Параллельно только что очерченной перспективе созрела и возникла другая: Глинка — Чайковский. Но был еще один композитор, который в хронологическом порядке находится между Глинкой и Мусоргским. Это — Даргомыжский. Он остался композитором чисто местного, провинциального значения, несмотря на свои большие достоинства. Но он оказал несомненное влияние на Мусоргского, положив начало тому музыкальному натурализму, который получил потом патетическое выражение в созданном Мусоргским романтическом реализме.

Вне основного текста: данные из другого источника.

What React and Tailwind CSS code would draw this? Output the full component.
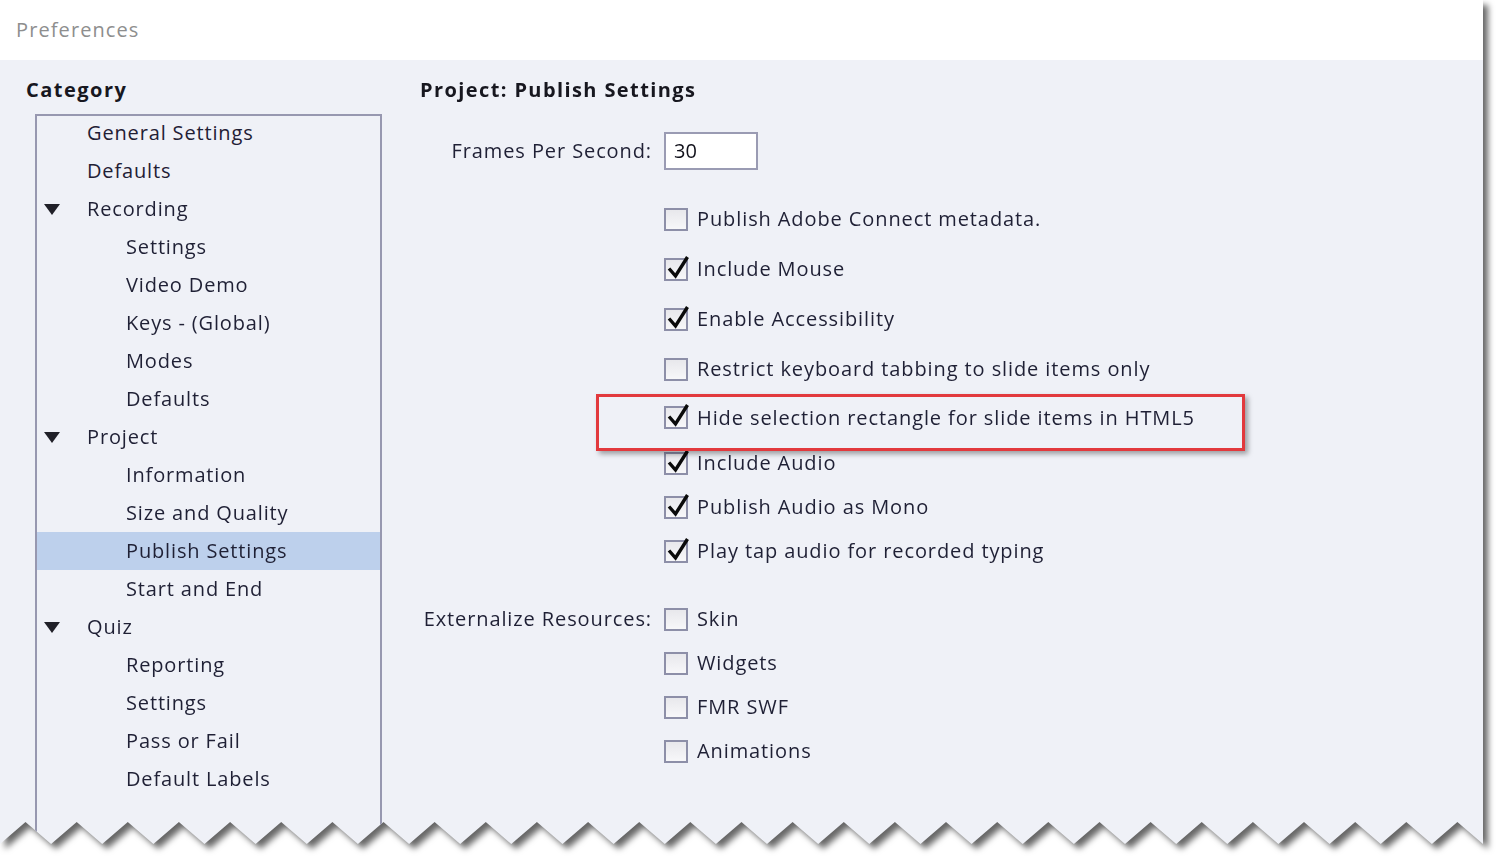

Возвышенный стиль Глинки начинает снижаться у Даргомыжского. У него впервые появляются черты русского гротеска и шуточные интонации, полународные, полугородские. Он создатель комического жанра и едкой карикатуры в русской музыке. Он первый записал лирические интонации мещанского и среднебуржуазного типа и ввел в музыку образы, родственные Акакию Акакиевичу. Глинка был всегда очень пластичен в выражении чувств. Даргомыжский нарушал все пропорции и стремился к напряженно-насыщенной экспрессии. Он был как бы прообразом современного экспрессионизма, его русским предтечей. Интонации его мелоса получают свое питание в самой жизни. Он их извлекает из окружающей его обстановки в большей мере, чем находит в канонических музыкальных формах, как это было у Глинки. Скачок от Глинки к Даргомыжскому, от «Руслана» к «Каменному гостю» огромный. От Даргомыжского уже прямой путь к Мусоргскому. Романсы Даргомыжского — по существу как бы зерна целых музыкальных драм, а реализм Мусоргского — развитие стиля Даргомыжского. Даргомыжский же впервые начал связывать интонацию речевую с интонацией музыкальной.
По странному капризу истории этот почти забытый композитор нашел своего продолжателя в лице Прокофьева, композитора с много более широким диапазоном, силой выражения, во всеоружии современных средств. Такие балеты, как «Шут» и «Стальной скок», его фортепианные «Сарказмы», «Мимолетности» и даже оперная его техника вплоть до «Войны и мира» по остро очерченным интонациям, по четкости упрощенного и жесткого рисунка, близкого к гравюре или офорту, — родственны Даргомыжскому.